Speaker
Description
Imaging applications with Gas Electron Multipliers as amplification devices provide excellent spatial resolution (of the order of hundreds of μm) for areas as large as 10x10 cm2, making use of discrete channel readout. A drawback is the need for complex and expensive electronic systems. In applications where resolutions of the order of the mm are required, a simpler and cheaper solution is to determine the position of the interaction using the resistive charge division method. This solution requires a minimum of 4 readout channels to achieve 2D imaging over large areas, greatly simplifying the electronic system. A large signal-to-noise ratio is however required with the GEM’s operating at high gain, in some cases, near the discharge limit.
We have developed a non-standard GEM, made from a 100 micron thick kapton foil (2-fold thicker than standard GEM’s).

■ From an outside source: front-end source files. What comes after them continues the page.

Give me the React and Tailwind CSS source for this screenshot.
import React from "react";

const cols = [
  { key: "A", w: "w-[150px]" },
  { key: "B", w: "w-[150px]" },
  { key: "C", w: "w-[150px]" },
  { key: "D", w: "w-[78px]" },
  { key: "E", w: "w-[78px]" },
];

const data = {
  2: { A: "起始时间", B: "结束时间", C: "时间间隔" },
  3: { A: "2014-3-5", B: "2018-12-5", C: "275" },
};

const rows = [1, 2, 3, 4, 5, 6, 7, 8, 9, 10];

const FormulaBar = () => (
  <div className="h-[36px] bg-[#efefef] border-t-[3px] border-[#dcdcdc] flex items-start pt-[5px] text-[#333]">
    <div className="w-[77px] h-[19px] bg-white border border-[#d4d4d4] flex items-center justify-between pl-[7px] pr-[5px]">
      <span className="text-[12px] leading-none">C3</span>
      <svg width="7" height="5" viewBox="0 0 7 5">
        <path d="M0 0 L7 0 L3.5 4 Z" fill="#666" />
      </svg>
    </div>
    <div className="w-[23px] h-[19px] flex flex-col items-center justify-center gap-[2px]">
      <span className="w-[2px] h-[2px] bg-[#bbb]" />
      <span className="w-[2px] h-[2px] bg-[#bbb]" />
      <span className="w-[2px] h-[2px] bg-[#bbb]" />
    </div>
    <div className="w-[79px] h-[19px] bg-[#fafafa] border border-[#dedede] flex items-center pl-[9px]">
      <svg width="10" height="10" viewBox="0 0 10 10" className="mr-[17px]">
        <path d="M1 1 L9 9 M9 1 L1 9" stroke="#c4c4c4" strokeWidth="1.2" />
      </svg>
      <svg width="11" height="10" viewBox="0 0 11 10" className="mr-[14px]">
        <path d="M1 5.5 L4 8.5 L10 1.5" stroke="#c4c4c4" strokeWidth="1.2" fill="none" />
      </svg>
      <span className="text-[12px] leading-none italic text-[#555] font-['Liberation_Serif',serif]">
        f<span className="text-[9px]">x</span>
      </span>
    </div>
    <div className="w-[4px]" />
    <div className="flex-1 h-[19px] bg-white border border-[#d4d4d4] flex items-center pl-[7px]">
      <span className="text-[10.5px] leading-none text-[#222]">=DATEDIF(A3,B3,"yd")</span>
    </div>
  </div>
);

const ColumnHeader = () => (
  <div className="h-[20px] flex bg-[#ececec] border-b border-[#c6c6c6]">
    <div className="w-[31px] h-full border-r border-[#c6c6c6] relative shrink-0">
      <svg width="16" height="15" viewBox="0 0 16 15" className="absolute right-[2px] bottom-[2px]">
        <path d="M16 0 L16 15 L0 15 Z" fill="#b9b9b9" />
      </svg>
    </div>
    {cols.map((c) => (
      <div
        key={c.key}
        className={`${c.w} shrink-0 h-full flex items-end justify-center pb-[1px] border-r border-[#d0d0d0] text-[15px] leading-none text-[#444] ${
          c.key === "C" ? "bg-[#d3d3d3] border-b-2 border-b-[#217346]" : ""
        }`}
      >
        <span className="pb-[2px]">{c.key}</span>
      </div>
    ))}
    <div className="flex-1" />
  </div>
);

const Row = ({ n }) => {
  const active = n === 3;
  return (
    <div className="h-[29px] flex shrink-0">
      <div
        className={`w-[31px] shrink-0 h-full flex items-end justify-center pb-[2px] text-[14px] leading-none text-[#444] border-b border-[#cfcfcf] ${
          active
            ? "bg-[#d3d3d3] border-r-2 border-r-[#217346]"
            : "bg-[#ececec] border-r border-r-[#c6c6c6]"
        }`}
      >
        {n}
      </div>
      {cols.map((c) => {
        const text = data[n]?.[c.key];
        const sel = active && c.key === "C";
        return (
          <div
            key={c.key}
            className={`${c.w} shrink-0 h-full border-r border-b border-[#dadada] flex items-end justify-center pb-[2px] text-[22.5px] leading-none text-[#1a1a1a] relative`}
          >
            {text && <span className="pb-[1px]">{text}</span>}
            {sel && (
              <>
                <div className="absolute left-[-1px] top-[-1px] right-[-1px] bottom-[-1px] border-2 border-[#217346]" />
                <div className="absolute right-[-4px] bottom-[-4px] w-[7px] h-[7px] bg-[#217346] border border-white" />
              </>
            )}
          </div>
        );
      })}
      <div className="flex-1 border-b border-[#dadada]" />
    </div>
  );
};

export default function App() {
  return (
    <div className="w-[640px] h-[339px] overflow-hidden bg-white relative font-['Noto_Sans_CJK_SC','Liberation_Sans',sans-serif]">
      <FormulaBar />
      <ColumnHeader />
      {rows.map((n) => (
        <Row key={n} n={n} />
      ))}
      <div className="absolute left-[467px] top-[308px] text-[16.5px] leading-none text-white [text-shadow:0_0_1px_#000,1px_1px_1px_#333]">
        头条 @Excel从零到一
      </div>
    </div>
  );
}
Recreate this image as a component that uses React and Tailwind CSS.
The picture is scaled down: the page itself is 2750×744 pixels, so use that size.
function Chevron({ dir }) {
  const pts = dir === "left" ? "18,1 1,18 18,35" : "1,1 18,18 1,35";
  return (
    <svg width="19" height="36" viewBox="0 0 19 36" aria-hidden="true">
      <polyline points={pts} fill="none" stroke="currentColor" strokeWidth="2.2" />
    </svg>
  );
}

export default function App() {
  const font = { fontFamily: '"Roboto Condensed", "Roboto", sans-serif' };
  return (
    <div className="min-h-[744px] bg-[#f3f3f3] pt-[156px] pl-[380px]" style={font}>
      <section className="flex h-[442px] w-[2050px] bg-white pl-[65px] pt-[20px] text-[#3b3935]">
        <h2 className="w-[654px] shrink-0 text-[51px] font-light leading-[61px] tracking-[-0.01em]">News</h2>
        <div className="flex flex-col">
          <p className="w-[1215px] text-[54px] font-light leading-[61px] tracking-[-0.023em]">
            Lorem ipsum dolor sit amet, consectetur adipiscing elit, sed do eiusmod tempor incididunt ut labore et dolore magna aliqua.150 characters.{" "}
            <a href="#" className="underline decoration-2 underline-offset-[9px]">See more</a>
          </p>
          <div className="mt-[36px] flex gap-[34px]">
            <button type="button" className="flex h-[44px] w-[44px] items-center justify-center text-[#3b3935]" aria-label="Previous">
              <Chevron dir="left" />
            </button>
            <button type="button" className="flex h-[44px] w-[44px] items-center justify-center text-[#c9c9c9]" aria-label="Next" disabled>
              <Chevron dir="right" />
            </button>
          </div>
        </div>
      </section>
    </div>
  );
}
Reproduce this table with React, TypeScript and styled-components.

The 100 micron thick GEM is produced using the same wet etching technique as the standard GEM and is virtually immune to discharges. A robust detector that can safely operate at the high gains necessary to achieve an adequate signal-to-noise ratio for imaging applications was developed.
In this work we present the results obtained with a detector composed by two 100 micron thick GEM and a 10x10 cm2 2D readout electrode with resistive lines. Energy resolution of 21% and charge gains above 104 have been measured, with a 55Fe radioactive source. Results of the detector characterization for imaging applications are also presented.